Fiction writing - Writer Therapist

Why Difficult Emotions Are Writer’s Bestfriends

Most people are not fans of difficult emotions. So we evade it. We distract from it. We eat. We shop. We gossip. We watch mindless TV.

All to escape feeling something that isn’t bad. It’s the things we do to try to avoid it that’s bad. But feeling it is just well uncomfortable.

And yet, to sufficiently deal with anything hard like grief or disappointment, we need to actually feel it.

Right now there’s a lot of pain in the world. But everywhere on social media and in life we hear the same things:

  • Buck up.
  • If it’s not meant to be…
  • You’ll find better.
  • Things will look up.
  • Just look on the bright side.

The truth is well-intentioned people tell you these things because of a few reasons: 1) This is how they deal with difficult emotions. 2) They don’t know what to say. 3) They don’t know how to deal with difficult things.

What they should say is, “Yeah that’s tough.” Or, “It’s normal to feel that way.”

What you can do for yourself is to be kind, compassionate and patient when you’re enduring a “negative” emotion. You can give yourself permission to cry or yell. You can write your raw emotions in a journal. You can write a letter to someone you love who passed away. You can write a letter to the person or the thing that’s causing you so much pain.

There are choices in between the emotion and the hot potato reaction that makes you want to get rid of the emotions right away.

This requires a lot of paying attention. It requires putting down your phone and tuning into yourself. It requires not calling someone or texting right when you feel that searing pain.

Step away from outside sources (unless your pain requires a therapist or a friend to help you through it) and check in with yourself.

Allow yourself to feel the devastation of what you’re experiencing.

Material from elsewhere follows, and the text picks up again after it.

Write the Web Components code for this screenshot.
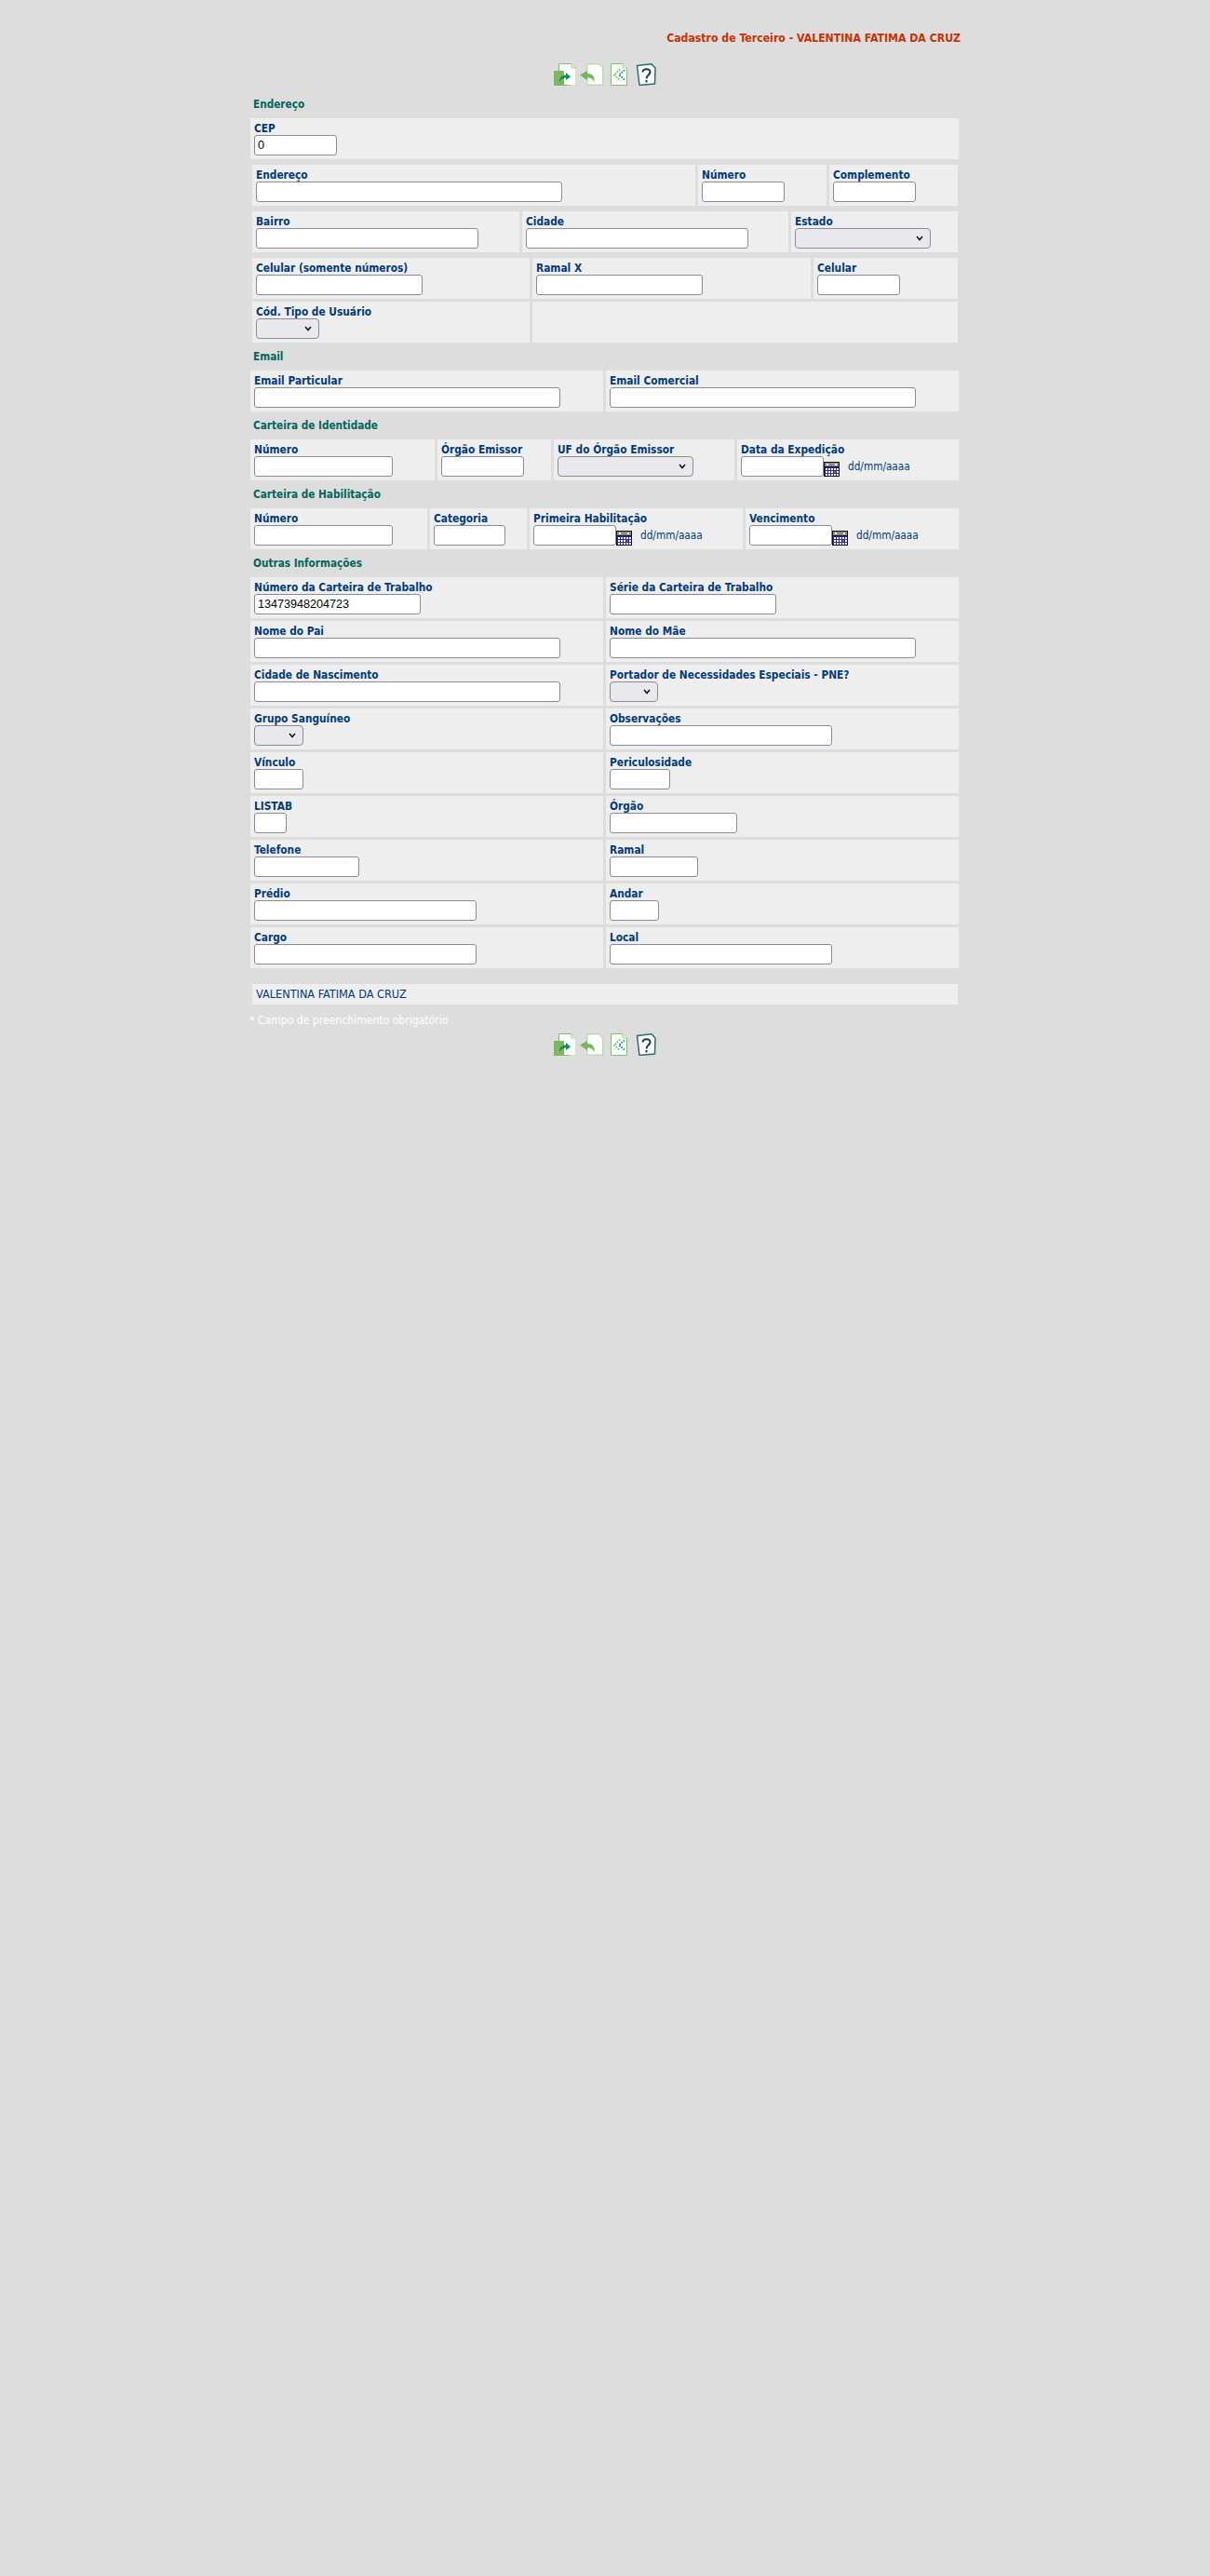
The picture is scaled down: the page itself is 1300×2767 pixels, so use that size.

Use creativity to help you through it.

You might want to light a candle and pray about it. Or listen to music or go for a walk in nature. Allow whatever you’re experiencing to come through.

When I’m experiencing a gut-wrenching emotion, exercise helps. Writing, however, is my savior.

I can do two things really well when I’m in the throes of an emotion: Run (which I don’t do well even when I’m angry) and Write.

If I’m at a place where I’ve done all of the above and I still feel the fire of anger or envy or sadness or grief, I allow myself to feel it and then I channel it into my characters.

Anguish allowed me to create a story of a boy struggling with his mother’s illness. A dissatisfaction with where I lived helped me to write about a girl’s desire to solve mysteries. Tuning into my own emotion is what helps me to create complex characters with real emotional struggle.

When we're able to sink deep into our own pain we can use it to connect with our characters. Understanding our own pain is how we become conduits of emotions. Every story has some underlying struggle we're grappling with. So use it. Click To Tweet

Become conscious of how what you’re dealing with affects the fictional world you’re developing.

And know this.

Every emotion you experience has a purpose to it.

Emotions are not terrifying things. They are simply signals alerting you to some areas of your life that needs tending. If you get this, I guarantee it’ll change the way you write not just interesting, but emotionally realistic characters. The type this world needs to become awake and to connect with their own inner lives.